Root Insertion in a BST - GNU libavl 2.0.3

4.7.1 Aside: Root Insertion

One side effect of the usual method for BST insertion, implemented in the previous section, is that items inserted more recently tend to be farther from the root, and therefore it takes longer to find them than items inserted longer ago. If all items are equally likely to be requested in a search, this is unimportant, but this is regrettable for some common usage patterns, where recently inserted items tend to be searched for more often than older items.

In this section, we examine an alternative scheme for insertion that addresses this problem, called “insertion at the root” or “root insertion”. An insertion with this algorithm always places the new node at the root of the tree. Following a series of such insertions, nodes inserted more recently tend to be nearer the root than other nodes.

As a first attempt at implementing this idea, we might try simply making the new node the root and assigning the old root as one of its children. Unfortunately, this and similar approaches will not work because there is no guarantee that nodes in the existing tree have values all less than or all greater than the new node.

An approach that will work is to perform a conventional insertion as a leaf node, then use a series of rotations to move the new node to the root. For example, the diagram below illustrates rotations to move node 4 to the root. A left rotation on 3 changes the first tree into the second, a right rotation on 5 changes the second into the third, and finally a left rotation on 1 moves 4 into the root position:

The general rule follows the pattern above. If we moved down to the left from a node x during the insertion search, we rotate right at x. If we moved down to the right, we rotate left.
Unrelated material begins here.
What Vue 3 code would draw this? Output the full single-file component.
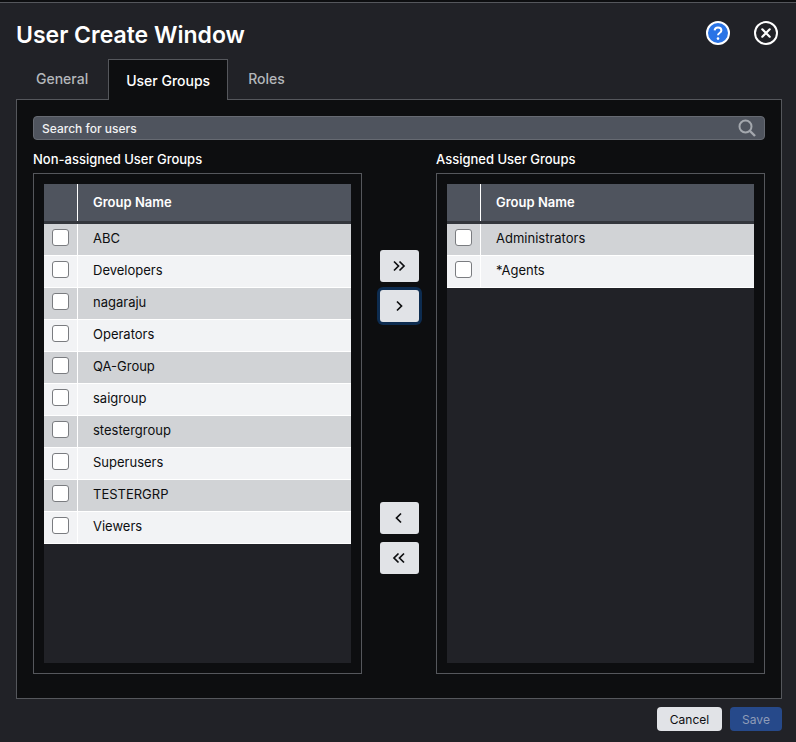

The implementation is straightforward. As we search for the insertion point we keep track of the nodes we've passed through, then after the insertion we return to each of them in reverse order and perform a rotation:

34. <BST item insertion function, root insertion version 34> =
void **
bst_probe (struct bst_table *tree, void *item) 
{
  <rb_probe() local variables; rb => bst 200>

  <Step 1: Search BST for insertion point, root insertion version 35>
  <Step 2: Insert new BST node, root insertion version 36>
  <Step 3: Move BST node to root 37>

  return &n->bst_data;
}

35. <Step 1: Search BST for insertion point, root insertion version 35> =
pa[0] = (struct bst_node *) &tree->bst_root;
da[0] = 0;
k = 1;
for (p = tree->bst_root; p != NULL; p = p->bst_link[da[k - 1]]) 
  {
    int cmp = tree->bst_compare (item, p->bst_data, tree->bst_param);
    if (cmp == 0)
      return &p->bst_data;

    if (k >= BST_MAX_HEIGHT) 
      {
        bst_balance (tree);
        return bst_probe (tree, item);
      }

    pa[k] = p;
    da[k++] = cmp > 0;
  }

This code is included in 34.

36. <Step 2: Insert new BST node, root insertion version 36> =
n = pa[k - 1]->bst_link[da[k - 1]] =
  tree->bst_alloc->libavl_malloc (tree->bst_alloc, sizeof *n);
if (n == NULL)
  return NULL;

n->bst_link[0] = n->bst_link[1] = NULL;
n->bst_data = item;
tree->bst_count++;
tree->bst_generation++;

This code is included in 34.

37. <Step 3: Move BST node to root 37> =
for (; k > 1; k--) 
  {
    struct bst_node *q = pa[k - 1];

    if (da[k - 1] == 0) 
      {
        q->bst_link[0] = n->bst_link[1];
        n->bst_link[1] = q;
      } 
    else /* da[k - 1] == 1 */ 
      {
        q->bst_link[1] = n->bst_link[0];
        n->bst_link[0] = q;
      }
    pa[k - 2]->bst_link[da[k - 2]] = n;
  }

This code is included in 34, 624, and 629.

See also: [Sedgewick 1998], section 12.8.

Exercises:

1. Root insertion will prove useful later when we write a function to join a pair of disjoint BSTs (see Joining BSTs). For that purpose, we need to be able to insert a preallocated node as the root of an arbitrary tree that may be a subtree of some other tree. Write a function to do this matching the following prototype:

static int root_insert (struct bst_table *tree, struct bst_node **root,
                        struct bst_node *new_node);

Your function should insert new_node at *root using root insertion, storing new_node into *root, and return nonzero only if successful. The subtree at *root is in tree. You may assume that no node matching new_node exists within subtree root. [answer]

2. Now implement a root insertion as in Exercise 1, except that the function is not allowed to fail, and rebalancing the tree is not acceptable either. Use the same prototype with the return type changed to void. [answer]

*3. Suppose that we perform a series of root insertions in an initially empty BST. What kinds of insertion orders require a large amount of stack? [answer]